The tubing sucks up a shit load of resin. I had 6kg mixed and it flew into the part. This caught me off guard and I didn’t have enough mixed. A small amount of air got in. If I’d had really strong vacuum (i.e. No pot death) I might have recovered.
Have one KG of resin and hardener ready to mix. Even two.
I took 4 attempts to get the bag on – next time I’m going to make a huge envelope bag instead – it should increase my chances of a perfect vacuum.
No gel-coat. It’s a long layup and I was up against the clock. This drove some of the other mistakes. I’ll not be up against a schedule this time.
If I get another output that isn’t cosmetically great, I’ll spray it and be done. If it’s of a cosmetic quality, I’ll have it sprayed in two-part lacquer. This will give a great finish.
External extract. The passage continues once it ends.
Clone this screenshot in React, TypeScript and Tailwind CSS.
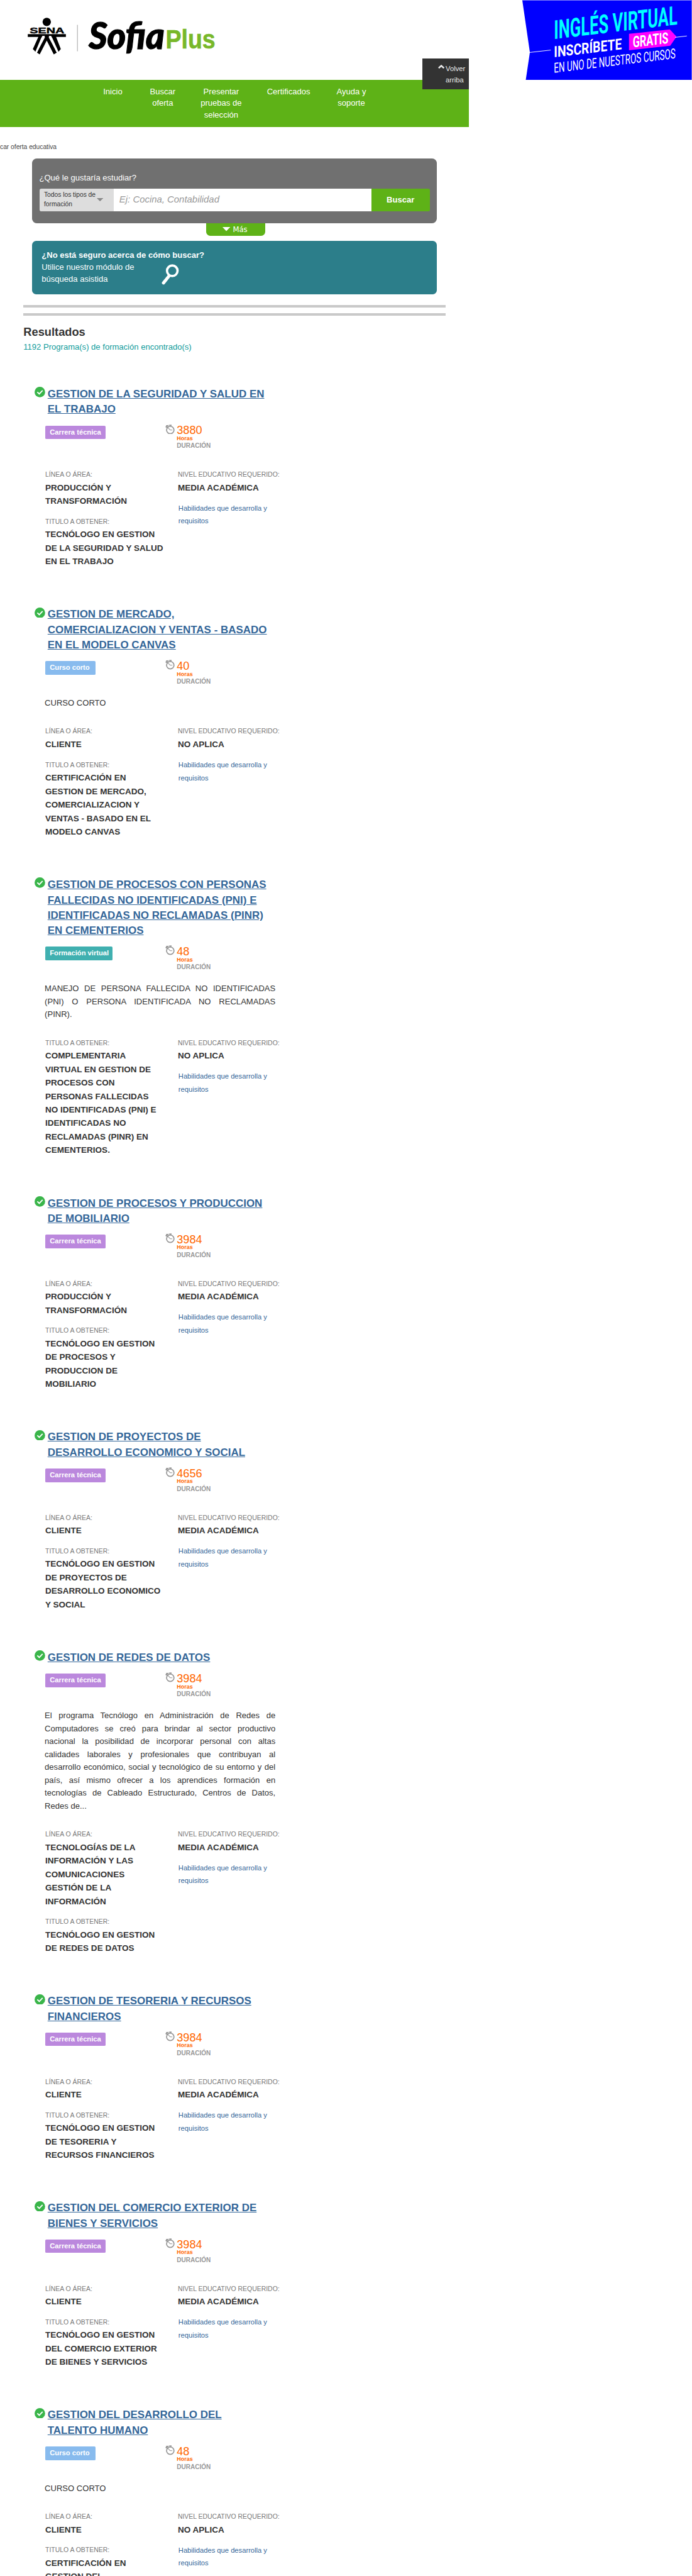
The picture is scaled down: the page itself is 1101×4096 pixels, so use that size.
import React from "react";

type Kind = "tecnica" | "corto" | "virtual";

interface Program {
  title: string;
  kind: Kind;
  hours: number;
  description?: string;
  area?: string;
  degree: string;
  level: string;
}

const KINDS: Record<Kind, { label: string; className: string }> = {
  tecnica: { label: "Carrera técnica", className: "w-[103px] bg-[#bb88dd]" },
  corto: { label: "Curso corto", className: "w-[86px] bg-[#88bbee]" },
  virtual: { label: "Formación virtual", className: "w-[115px] bg-[#40b0b0]" },
};

const PROGRAMS: Program[] = [
  {
    title: "GESTION DE LA SEGURIDAD Y SALUD EN\nEL TRABAJO",
    kind: "tecnica",
    hours: 3880,
    area: "PRODUCCIÓN Y\nTRANSFORMACIÓN",
    degree: "TECNÓLOGO EN GESTION\nDE LA SEGURIDAD Y SALUD\nEN EL TRABAJO",
    level: "MEDIA ACADÉMICA",
  },
  {
    title: "GESTION DE MERCADO,\nCOMERCIALIZACION Y VENTAS - BASADO\nEN EL MODELO CANVAS",
    kind: "corto",
    hours: 40,
    description: "CURSO CORTO",
    area: "CLIENTE",
    degree:
      "CERTIFICACIÓN EN\nGESTION DE MERCADO,\nCOMERCIALIZACION Y\nVENTAS - BASADO EN EL\nMODELO CANVAS",
    level: "NO APLICA",
  },
  {
    title:
      "GESTION DE PROCESOS CON PERSONAS\nFALLECIDAS NO IDENTIFICADAS (PNI) E\nIDENTIFICADAS NO RECLAMADAS (PINR)\nEN CEMENTERIOS",
    kind: "virtual",
    hours: 48,
    description:
      "MANEJO DE PERSONA FALLECIDA NO IDENTIFICADAS (PNI) O PERSONA IDENTIFICADA NO RECLAMADAS (PINR).",
    degree:
      "COMPLEMENTARIA\nVIRTUAL EN GESTION DE\nPROCESOS CON\nPERSONAS FALLECIDAS\nNO IDENTIFICADAS (PNI) E\nIDENTIFICADAS NO\nRECLAMADAS (PINR) EN\nCEMENTERIOS.",
    level: "NO APLICA",
  },
  {
    title: "GESTION DE PROCESOS Y PRODUCCION\nDE MOBILIARIO",
    kind: "tecnica",
    hours: 3984,
    area: "PRODUCCIÓN Y\nTRANSFORMACIÓN",
    degree: "TECNÓLOGO EN GESTION\nDE PROCESOS Y\nPRODUCCION DE\nMOBILIARIO",
    level: "MEDIA ACADÉMICA",
  },
  {
    title: "GESTION DE PROYECTOS DE\nDESARROLLO ECONOMICO Y SOCIAL",
    kind: "tecnica",
    hours: 4656,
    area: "CLIENTE",
    degree: "TECNÓLOGO EN GESTION\nDE PROYECTOS DE\nDESARROLLO ECONOMICO\nY SOCIAL",
    level: "MEDIA ACADÉMICA",
  },
  {
    title: "GESTION DE REDES DE DATOS",
    kind: "tecnica",
    hours: 3984,
    description:
      "El programa Tecnólogo en Administración de Redes de Computadores se creó para brindar al sector productivo nacional la posibilidad de incorporar personal con altas calidades laborales y profesionales que contribuyan al desarrollo económico, social y tecnológico de su entorno y del país, así mismo ofrecer a los aprendices formación en tecnologías de Cableado Estructurado, Centros de Datos, Redes de...",
    area: "TECNOLOGÍAS DE LA\nINFORMACIÓN Y LAS\nCOMUNICACIONES\nGESTIÓN DE LA\nINFORMACIÓN",
    degree: "TECNÓLOGO EN GESTION\nDE REDES DE DATOS",
    level: "MEDIA ACADÉMICA",
  },
  {
    title: "GESTION DE TESORERIA Y RECURSOS\nFINANCIEROS",
    kind: "tecnica",
    hours: 3984,
    area: "CLIENTE",
    degree: "TECNÓLOGO EN GESTION\nDE TESORERIA Y\nRECURSOS FINANCIEROS",
    level: "MEDIA ACADÉMICA",
  },
  {
    title: "GESTION DEL COMERCIO EXTERIOR DE\nBIENES Y SERVICIOS",
    kind: "tecnica",
    hours: 3984,
    area: "CLIENTE",
    degree: "TECNÓLOGO EN GESTION\nDEL COMERCIO EXTERIOR\nDE BIENES Y SERVICIOS",
    level: "MEDIA ACADÉMICA",
  },
  {
    title: "GESTION DEL DESARROLLO DEL\nTALENTO HUMANO",
    kind: "corto",
    hours: 48,
    description: "CURSO CORTO",
    area: "CLIENTE",
    degree: "CERTIFICACIÓN EN\nGESTION DEL\nDESARROLLO DEL\nTALENTO HUMANO",
    level: "NO APLICA",
  },
];

function Logo() {
  return (
    <svg className="h-[90px] w-[345px]" viewBox="0 0 1035 270">
      <circle cx="133" cy="51" r="21.5" />
      <text x="46" y="108" fontSize="41" textLength="177" lengthAdjust="spacingAndGlyphs" className="font-['Liberation_Sans'] font-bold" stroke="#000" strokeWidth="1.5">
        SENA
      </text>
      <path d="M36 113H231V128H181L205 190L193 203L162 134L155 122H143L184 208L169 217L133 146L97 217L83 208L124 122H111L104 134L75 203L62 190L90 128H36Z" />
      <path d="M121 128L80 205M146 128L187 205" stroke="#fff" strokeWidth="7" fill="none" />
      <path d="M133 172L112 217H154Z" fill="#fff" />
      <path d="M290 66V201" stroke="#999" strokeWidth="3" />
      <text x="348" y="189" fontSize="190" textLength="388" lengthAdjust="spacingAndGlyphs" className="font-['Lato'] font-black italic" stroke="#000" strokeWidth="4">
        Sofia
      </text>
      <text x="741" y="188" fontSize="137" textLength="255" lengthAdjust="spacingAndGlyphs" fill="#78b82a" stroke="#78b82a" strokeWidth="2" className="font-['Liberation_Sans'] font-bold">
        Plus
      </text>
    </svg>
  );
}

function Banner() {
  return (
    <svg className="h-[136px] w-[290px]" viewBox="570 0 870 408">
      <path d="M573 0H1440V408H591L612 268Z" fill="#0000ff" />
      <path d="M573 0H1440V3H573Z" fill="#8080f8" />
      <g className="font-['Roboto']" fill="#fff">
        <text transform="translate(735 200) skewY(-6.8)" fontSize="134" textLength="632" lengthAdjust="spacingAndGlyphs" fontWeight="700" fill="#00ffff">
          INGLÉS VIRTUAL
        </text>
        <text transform="translate(735 293) skewY(-6.8)" fontSize="78" textLength="347" lengthAdjust="spacingAndGlyphs" fontWeight="700">
          INSCRÍBETE
        </text>
        <text transform="translate(735 372) skewY(-6.8)" fontSize="71" textLength="622" lengthAdjust="spacingAndGlyphs" fontWeight="400">
          EN UNO DE NUESTROS CURSOS
        </text>
        <path d="M1119 173L1328 150L1362 187L1330 234L1119 257Z" fill="#ff00ff" />
        <text transform="translate(1138 243) skewY(-6.8)" fontSize="80" textLength="182" lengthAdjust="spacingAndGlyphs" fontWeight="700">
          GRATIS
        </text>
      </g>
      <path d="M612 268L719 256M1355 191L1415 184" stroke="#fff" strokeWidth="3" />
    </svg>
  );
}

function CheckIcon() {
  return (
    <svg className="mt-[1px] mr-[4.2px] size-[18px] shrink-0" viewBox="0 0 54 54">
      <circle cx="27" cy="27" r="27" fill="#3ab54a" />
      <path d="M14 27L24 37L41 19" stroke="#fff" strokeWidth="6" fill="none" />
    </svg>
  );
}

function ClockIcon() {
  return (
    <svg className="mr-[3.5px] h-[16.7px] w-[16px] shrink-0" viewBox="696 217 48 50" stroke="#999" fill="none">
      <circle cx="721.500" cy="245" r="19" strokeWidth="5.500" />
      <path d="M698 231L712 221M703 220V233" strokeWidth="6" />
      <path d="M716 221H728" strokeWidth="6" />
      <path d="M708 232L721 245H732" strokeWidth="3.500" />
    </svg>
  );
}

function Field({ label, value }: { label: string; value: string }) {
  return (
    <div>
      <p className="text-[11.2px] leading-[20px] whitespace-nowrap text-[#777]">{label}</p>
      <p className="text-[14.5px] leading-[23px] font-bold whitespace-pre text-[#333]">{value}</p>
    </div>
  );
}

function ProgramCard({ program }: { program: Program }) {
  const kind = KINDS[program.kind];
  return (
    <article className="mb-[65.4px] ml-[59px] w-[430px]">
      <div className="flex items-start">
        <CheckIcon />
        <h3 className="pt-[0.8px] text-[18.2px] leading-[26px] font-bold whitespace-pre text-[#336699] underline">
          {program.title}
        </h3>
      </div>
      <div className="mt-[12px] ml-[18px] flex h-[63px] items-start">
        <div className="w-[205px] pt-[2px]">
          <div className={`h-[23px] rounded-[2px] pl-[8px] text-[12px] leading-[23px] font-bold whitespace-nowrap text-white ${kind.className}`}>
            {kind.label}
          </div>
        </div>
        <ClockIcon />
        <div className="pt-[1.5px]">
          <p className="text-[19.4px] leading-[18px] text-[#ff6600]">{program.hours}</p>
          <p className="text-[9.6px] leading-[10px] font-bold text-[#ff6600]">Horas</p>
          <p className="text-[10.75px] leading-[16px] font-bold text-[#999]">DURACIÓN</p>
        </div>
      </div>
      {program.description && (
        <p className="ml-[17.2px] w-[393.500px] text-justify text-[14px] leading-[22px] text-[#333]">
          {program.description}
        </p>
      )}
      <div className={`ml-[18.2px] flex ${program.description ? "mt-[27.5px]" : "mt-[13.5px]"}`}>
        <div className="flex w-[226px] flex-col gap-[14px]">
          {program.area && <Field label="LÍNEA O ÁREA:" value={program.area} />}
          <Field label="TITULO A OBTENER:" value={program.degree} />
        </div>
        <div className="w-[180px]">
          <Field label="NIVEL EDUCATIVO REQUERIDO:" value={program.level} />
          <a className="mt-[12.5px] ml-px block text-[12px] leading-[22px] text-[#336699]">
            Habilidades que desarrolla y<br />
            requisitos
          </a>
        </div>
      </div>
    </article>
  );
}

export default function App() {
  return (
    <div className="relative h-[4390px] w-[1180px] overflow-hidden bg-white font-['Liberation_Sans',Arial,sans-serif] [zoom:0.93305]">
      <header className="flex h-[136px] justify-between">
        <div className="pt-[20px] pl-[35px]">
          <Logo />
        </div>
        <Banner />
      </header>
      <nav className="flex h-[80px] w-[800px] bg-[#5eb217] pt-[10.5px] pl-[176px] text-center text-[14px] leading-[20px] whitespace-nowrap text-white">
        <a className="mr-[47px]">Inicio</a>
        <a className="mr-[43px]">Buscar<br />oferta</a>
        <a className="mr-[43px]">Presentar<br />pruebas de<br />selección</a>
        <a className="mr-[45px]">Certificados</a>
        <a>Ayuda y<br />soporte</a>
      </nav>
      <div className="absolute top-[100px] left-[720px] flex h-[52px] w-[80px] bg-[#333] pt-[7px] pl-[27px] text-[12px] leading-[20px] text-[#eee]">
        <svg className="mt-[3px] mr-[2px] h-[7px] w-[11px] shrink-0" viewBox="0 0 33 21">
          <path d="M3 17L16.500 5L30 17" stroke="#eee" strokeWidth="8" fill="none" />
        </svg>
        <span>Volver<br />arriba</span>
      </div>

      <div className="mt-[24px] flex h-[30px] w-[96.500px] justify-end text-[11px] leading-[21.500px] whitespace-nowrap text-[#444]">
        Buscar oferta educativa
      </div>

      <section className="ml-[55px] h-[110px] w-[690px] rounded-[8px] bg-[#707070] px-[12px] pt-[24px]">
        <label className="block text-[14px] leading-[20px] text-white">¿Qué le gustaría estudiar?</label>
        <div className="mt-[8px] flex h-[38px] overflow-hidden rounded-[3px]">
          <div className="flex w-[127px] items-start bg-[#ddd] pt-[2.500px] pl-[8px] text-[11px] leading-[16px] whitespace-nowrap text-[#333]">
            <span className="w-[90px]">Todos los tipos de<br />formación</span>
            <svg className="mt-[13.500px] h-[5.500px] w-[11px]" viewBox="0 0 11 5.500">
              <path d="M0 0H11L5.500 5.500Z" fill="#888" />
            </svg>
          </div>
          <div className="w-[439px] bg-white pl-[9.500px] text-[16px] leading-[37px] text-[#999] italic">Ej: Cocina, Contabilidad</div>
          <button className="w-[100px] bg-[#5eb217] text-[14px] font-bold text-white">Buscar</button>
        </div>
      </section>
      <div className="ml-[352px] flex h-[22px] w-[100px] items-start rounded-b-[7px] bg-[#5eb217] pl-[27px] text-white">
        <svg className="mt-[7px] mr-[5px] h-[7px] w-[13px]" viewBox="0 0 13 7">
          <path d="M0 0H13L6.500 7Z" fill="#fff" />
        </svg>
        <span className="font-['DejaVu_Sans'] text-[12.5px] leading-[22.500px]">Más</span>
      </div>

      <section className="mt-[8px] ml-[55px] h-[92px] w-[690px] rounded-[7px] bg-[#2c7e8a] pt-[16px] pl-[16px] text-[14px] leading-[20px] text-white">
        <p className="font-bold">¿No está seguro acerca de cómo buscar?</p>
        <div className="flex">
          <p className="w-[204.500px]">Utilice nuestro módulo de<br />búsqueda asistida</p>
          <svg className="mt-[4.500px] h-[35px] w-[30px]" viewBox="0 0 90 105" fill="none" stroke="#fff">
            <circle cx="55" cy="34" r="27" strokeWidth="12" />
            <path d="M38 61L10 96" strokeWidth="16" strokeLinecap="round" />
          </svg>
        </div>
      </section>

      <div className="mt-[18px] ml-[40px] h-[18px] w-[720px] border-y-[4.300px] border-[#c9c9c9]" />
      <div className="mt-[14px] ml-[40px] h-[106.4px]">
        <h2 className="text-[19.6px] leading-[28px] font-bold text-[#333]">Resultados</h2>
        <p className="mt-[2.4px] text-[14px] leading-[20px] text-[#109c9c]">1192 Programa(s) de formación encontrado(s)</p>
      </div>

      <main>
        {PROGRAMS.map((program) => (
          <ProgramCard key={program.title} program={program} />
        ))}
      </main>
    </div>
  );
}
This is a vacuum exhaust fitting. I’ve designed it to be deliberately flat so the release film will stretch around it. I’ve previously used these silicone connectors from easy composites. They’re quite good and just over 3 pounds each. The connector I’ve printed has a hole for a 6mm hose and a stop at the bottom so the hose just doesn’t sit on the mesh. They also have a larger surface area sat on the mesh to help pull vacuum out. Mine aren’t reusable, and only cost 19p each to print, and take about 15 minutes.
I did a large infusion for the tub recently, and had no end of problems, to the point of scrapping the tub. I’ll write that up later, but one of the issues was that one of my pipes jumped off the clamp and sucked air in. Rather than use a simple OTS clamp, I’ve printed something specific for a 10mm hose and a 10L bucket. The hose is a snug fit and the height from the bottom of the bucket can be nicely set and held just with friction. No more springing hoses ever again.
So, I can expect to need 5.4kg of resin to infuse this part, assuming a load of 40% by the time you include pipework, mesh, etc. The actual part itself should only take a load of 30%, but I can measure the weight of the part afterwards to see what the actual load is.